One last bit from his review before I go:
The movies that last, the ones we return to, don’t always have lofty themes or Byzantine complexities. Sometimes they last because they are arrows straight to the heart... Strange, how much poignancy creeps into this comedy, and only becomes stronger while we’re laughing.
Now, he’s right, but he’s also wrong. That empathy thing—it is a lofty theme. Maybe it’s not an obvious theme, a big, “important” theme. But, I think the reason some of the not so obvious movies become classics, stick with us, is because they deal in themes far too lofty to be obvious. Connection with another human being, especially when it means we’ve got to get past out initial impressions—that’s huge. And, this movie really is... great.
Not Groundhog Day great, but great.
Great piece, and I agree with pretty much everything you say.
ReplyDeleteI have this funny sensation when it comes to Planes, Trains and Automobiles-- I don't understand why it's not a classic. I mean, it even looks as though John Hughes intended it to be a classic, with its holiday theme and its plot that everybody can relate to, its mix of slapstick and observational and verbal humour, its sentimentality. And even the title rolls of your tongue in the manner of many other famous titles, like Sex, Lies and Videotape, or I Know What You Did Last Summer. And yet...it's far from an obscure movie, but I've found that lots of people haven't even heard of it. Movie buffs will have heard of it, but people who only have a casual interest in movies often haven't. I don't get it.

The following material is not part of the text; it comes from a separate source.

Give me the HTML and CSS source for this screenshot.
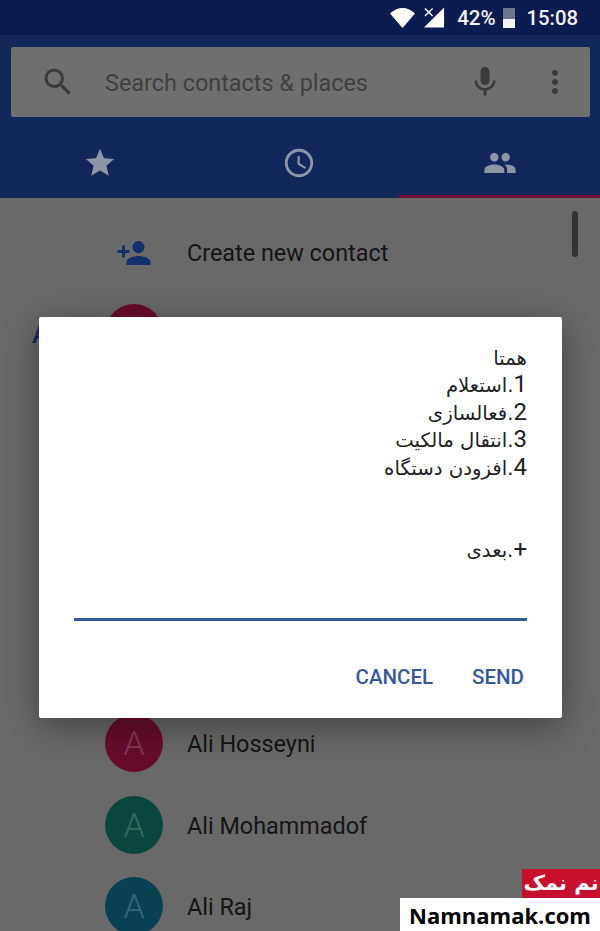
FILE: index.html
```html
<!DOCTYPE html>
<html lang="en">
<head>
  <meta charset="UTF-8" />
  <meta name="viewport" content="width=device-width, initial-scale=1.0"/>
  <title>Contacts</title>
  <link rel="stylesheet" href="styles.css">
</head>
<body>
  <div class="screen">
    <div class="status">
      <svg class="st-wifi" viewBox="0 0 25 20"><path d="M12.5 20 0 5.5C3.5 2 8 0 12.5 0S21.5 2 25 5.5z"/></svg>
      <svg class="st-signal" viewBox="0 0 22 21"><path d="M21 0v21H0z"/><path class="st-x" d="M1 1l8 8M9 1L1 9"/></svg>
      <span class="st-pct">42%</span>
      <div class="battery"><div class="battery-level"></div></div>
      <span class="st-time">15:08</span>
    </div>

    <div class="appbar">
      <div class="search">
        <svg class="icon" viewBox="0 0 24 24"><path d="M15.5 14h-.79l-.28-.27A6.471 6.471 0 0 0 16 9.5 6.5 6.5 0 1 0 9.5 16c1.61 0 3.09-.59 4.23-1.57l.27.28v.79l5 4.99L20.49 19l-4.99-5zm-6 0C7.01 14 5 11.99 5 9.5S7.01 5 9.5 5 14 7.01 14 9.5 11.99 14 9.5 14z"/></svg>
        <span class="search-text">Search contacts &amp; places</span>
        <svg class="icon icon-mic" viewBox="0 0 24 24"><path d="M12 14c1.66 0 2.99-1.34 2.99-3L15 5c0-1.66-1.34-3-3-3S9 3.34 9 5v6c0 1.66 1.34 3 3 3zm5.3-3c0 3-2.54 5.1-5.3 5.1S6.7 14 6.7 11H5c0 3.41 2.72 6.23 6 6.72V21h2v-3.28c3.28-.48 6-3.3 6-6.72h-1.7z"/></svg>
        <svg class="icon" viewBox="0 0 24 24"><path d="M12 8c1.1 0 2-.9 2-2s-.9-2-2-2-2 .9-2 2 .9 2 2 2zm0 2c-1.1 0-2 .9-2 2s.9 2 2 2 2-.9 2-2-.9-2-2-2zm0 6c-1.1 0-2 .9-2 2s.9 2 2 2 2-.9 2-2-.9-2-2-2z"/></svg>
      </div>
      <div class="tabs">
        <div class="tab">
          <svg class="icon" viewBox="0 0 24 24"><path d="M12 17.27L18.18 21l-1.64-7.03L22 9.24l-7.19-.61L12 2 9.19 8.63 2 9.24l5.46 4.73L5.82 21z"/></svg>
        </div>
        <div class="tab">
          <svg class="icon" viewBox="0 0 24 24"><path d="M11.99 2C6.47 2 2 6.48 2 12s4.47 10 9.99 10C17.52 22 22 17.52 22 12S17.52 2 11.99 2zM12 20c-4.42 0-8-3.58-8-8s3.58-8 8-8 8 3.58 8 8-3.58 8-8 8zm.5-13H11v6l5.25 3.15.75-1.23-4.5-2.67z"/></svg>
        </div>
        <div class="tab tab-active">
          <svg class="icon" viewBox="0 0 24 24"><path d="M16 11c1.66 0 2.99-1.34 2.99-3S17.66 5 16 5c-1.66 0-3 1.34-3 3s1.34 3 3 3zm-8 0c1.66 0 2.99-1.34 2.99-3S9.66 5 8 5C6.34 5 5 6.34 5 8s1.34 3 3 3zm0 2c-2.33 0-7 1.17-7 3.5V19h14v-2.5c0-2.33-4.67-3.5-7-3.5zm8 0c-.29 0-.62.02-.97.05 1.16.84 1.97 1.97 1.97 3.45V19h6v-2.5c0-2.33-4.67-3.5-7-3.5z"/></svg>
        </div>
      </div>
    </div>

    <div class="list">
      <div class="scrollbar"></div>
      <div class="row row-create">
        <div class="row-icon">
          <svg class="icon icon-add" viewBox="0 0 24 24"><path d="M15 12c2.21 0 4-1.79 4-4s-1.79-4-4-4-4 1.79-4 4 1.79 4 4 4zm-9-2V7H4v3H1v2h3v3h2v-3h3v-2H6zm9 4c-2.67 0-8 1.34-8 4v2h16v-2c0-2.66-5.33-4-8-4z"/></svg>
        </div>
        <span class="name">Create new contact</span>
      </div>
      <div class="row row-first">
        <span class="section-letter">A</span>
        <div class="avatar red">A</div>
      </div>
      <div class="row">
        <div class="avatar red">A</div>
        <span class="name">Ali Hosseyni</span>
      </div>
      <div class="row">
        <div class="avatar green">A</div>
        <span class="name">Ali Mohammadof</span>
      </div>
      <div class="row">
        <div class="avatar teal">A</div>
        <span class="name">Ali Raj</span>
      </div>
    </div>

    <div class="dialog">
      <div class="message" dir="rtl">همتا
<span class="num">1</span>.استعلام
<span class="num">2</span>.فعالسازی
<span class="num">3</span>.انتقال مالکیت
<span class="num">4</span>.افزودن دستگاه


<span class="num">+</span>.بعدی</div>
      <div class="field"></div>
      <div class="actions">
        <span class="action">CANCEL</span>
        <span class="action">SEND</span>
      </div>
    </div>

    <div class="watermark">
      <div class="wm-fa" dir="rtl">نم نمک</div>
      <div class="wm-en">Namnamak.com</div>
    </div>
  </div>
</body>
</html>
```

FILE: styles.css
```css
body {
  margin: 0;
  font-family: Roboto, "Liberation Sans", sans-serif;
}
.screen {
  position: relative;
  width: 600px;
  height: 931px;
  overflow: hidden;
  background: #696969;
}
.icon {
  width: 36px;
  height: 36px;
  display: block;
}

/* status bar */
.status {
  height: 35px;
  background: #0c1c50;
  display: flex;
  align-items: center;
  padding-right: 22px;
  justify-content: flex-end;
  color: #f4f4f4;
  box-sizing: border-box;
}
.st-wifi {
  width: 25px;
  height: 20px;
  fill: #fff;
  margin-right: 9px;
}
.st-signal {
  width: 21px;
  height: 21px;
  fill: #fff;
  margin-right: 12px;
}
.st-x {
  stroke: #fff;
  stroke-width: 1.5;
  fill: none;
}
.st-pct {
  font-size: 20.5px;
  font-weight: 500;
  margin-right: 7px;
}
.battery {
  width: 12px;
  height: 20px;
  background: #6d7590;
  border-radius: 1px;
  display: flex;
  align-items: flex-end;
  margin-right: 12px;
}
.battery-level {
  width: 100%;
  height: 9px;
  background: #f4f4f4;
}
.st-time {
  font-size: 20.3px;
  font-weight: 500;
}

/* search and tabs */
.appbar {
  background: #13285a;
  height: 163px;
  padding-top: 12px;
  box-sizing: border-box;
  display: flex;
  flex-direction: column;
}
.search {
  margin: 0 10px 0 11px;
  height: 70px;
  background: #6f6f6f;
  border-radius: 2px;
  display: flex;
  align-items: center;
  padding: 0 17px 0 29px;
  flex-shrink: 0;
}
.search .icon {
  fill: #3a3a3a;
}
.search-text {
  flex: 1;
  font-size: 23.4px;
  color: #3f3f3f;
  margin-left: 29px;
  padding-top: 2px;
}
.search .icon-mic {
  margin-right: 34px;
}
.tabs {
  flex: 1;
  display: flex;
}
.tab {
  flex: 1;
  display: flex;
  align-items: center;
  justify-content: center;
  padding-top: 11px;
  box-sizing: border-box;
}
.tab .icon {
  width: 34px;
  height: 34px;
  fill: #8f96a8;
}
.tab-active {
  border-bottom: 3px solid #701338;
  padding: 14px 0 0 2px;
}

/* contact list */
.list {
  position: relative;
  padding-top: 26px;
}
.scrollbar {
  position: absolute;
  top: 13px;
  right: 22px;
  width: 6px;
  height: 46px;
  border-radius: 3px;
  background: #333;
}
.row {
  position: relative;
  display: flex;
  align-items: center;
  padding-left: 105px;
  height: 58px;
  margin-bottom: 23.6px;
}
.row-create {
  margin-bottom: 22px;
}
.row-first {
  margin-bottom: 352px;
}
.row-icon {
  width: 58px;
  display: flex;
  justify-content: center;
}
.icon-add {
  fill: #12306e;
}
.name {
  margin-left: 24px;
  padding-top: 2px;
  font-size: 23.4px;
  color: #151515;
}
.row-create .name {
  padding-top: 0;
}
.avatar {
  width: 58px;
  height: 58px;
  border-radius: 50%;
  display: flex;
  align-items: center;
  justify-content: center;
  font-size: 34px;
  font-weight: 300;
  color: rgba(255, 255, 255, 0.2);
}
.red { background: #680c2d; }
.green { background: #08463e; }
.teal { background: #084252; }
.section-letter {
  position: absolute;
  left: 32px;
  top: 15px;
  font-size: 26px;
  font-weight: 500;
  color: #12285c;
}

/* dialog */
.dialog {
  position: absolute;
  left: 39px;
  top: 317px;
  width: 523px;
  height: 401px;
  box-sizing: border-box;
  padding: 28px 35px 0;
  background: #fff;
  border-radius: 2px;
  box-shadow: 0 8px 36px rgba(0, 0, 0, 0.38);
}
.message {
  white-space: pre-line;
  font-family: "DejaVu Sans", sans-serif;
  font-size: 19.7px;
  line-height: 27.4px;
  color: #222;
  height: 273px;
}
.num {
  font-family: Roboto, sans-serif;
  font-size: 24px;
  line-height: 0;
  color: #222;
}
.field {
  height: 3px;
  background: #33589f;
}
.actions {
  display: flex;
  justify-content: flex-end;
  gap: 39px;
  padding: 44px 3px 0 0;
}
.action {
  font-size: 20.5px;
  font-weight: 500;
  color: #33589f;
}

/* watermark */
.watermark {
  position: absolute;
  right: 0;
  bottom: 0;
  display: flex;
  flex-direction: column;
  align-items: flex-end;
}
.wm-fa {
  width: 78px;
  height: 29px;
  background: #c8102e;
  color: #fff;
  font-family: "DejaVu Sans", sans-serif;
  font-size: 21px;
  font-weight: 700;
  line-height: 29px;
  text-align: center;
  white-space: nowrap;
}
.wm-en {
  width: 200px;
  height: 33px;
  background: #fff;
  color: #000;
  font-family: "Open Sans", sans-serif;
  font-size: 22px;
  font-weight: 700;
  line-height: 35px;
  text-align: center;
}
```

"Too lofty to be obvious" is good, and I agree. There could hardly be a movie more relevant to our modern-day lives, where most of our human contact is with people who are either means to an end for us, like cab-drivers, or-- to be blunt-- people who are obstructions to us, like the people ahead of us in a queue. Most of our moral maxims and our ideas of human interrelation are based on meaningful, affective relations, like friends or family or colleagues, but that leaves out all the people we only interact with because we have to, which is most of them. We are living in almost the opposite of Kant's "Kingdom of Ends", where everyone is treated as an end and not as a means. And I think most of us cherish, at least in moments of frustration, the ideal of living in a gated community or a tropical island and cutting out all those casual contacts, concentrating on deep meaningful relationships and activities. So I think the strength of a movie like this is that it reminds us how much we would lose if we really escaped from all that inconvenience and bother and frustration. A theme very similar to Groundhog Day, where all Phil wants to do is escape from Punxsutawney but eventually comes to realise it's the one place he's meant to be-- or at least, that he will never learn to be happy anywhere if he can't be happy there. Yeah, good post!
Also, in relation to what Roger Ebert said about his meeting with John Candy, the Wikipedia entry on John Hughes said that John Candy's death affected him very deeply and might even have been part of the reason why he pretty much disappeared from the scene.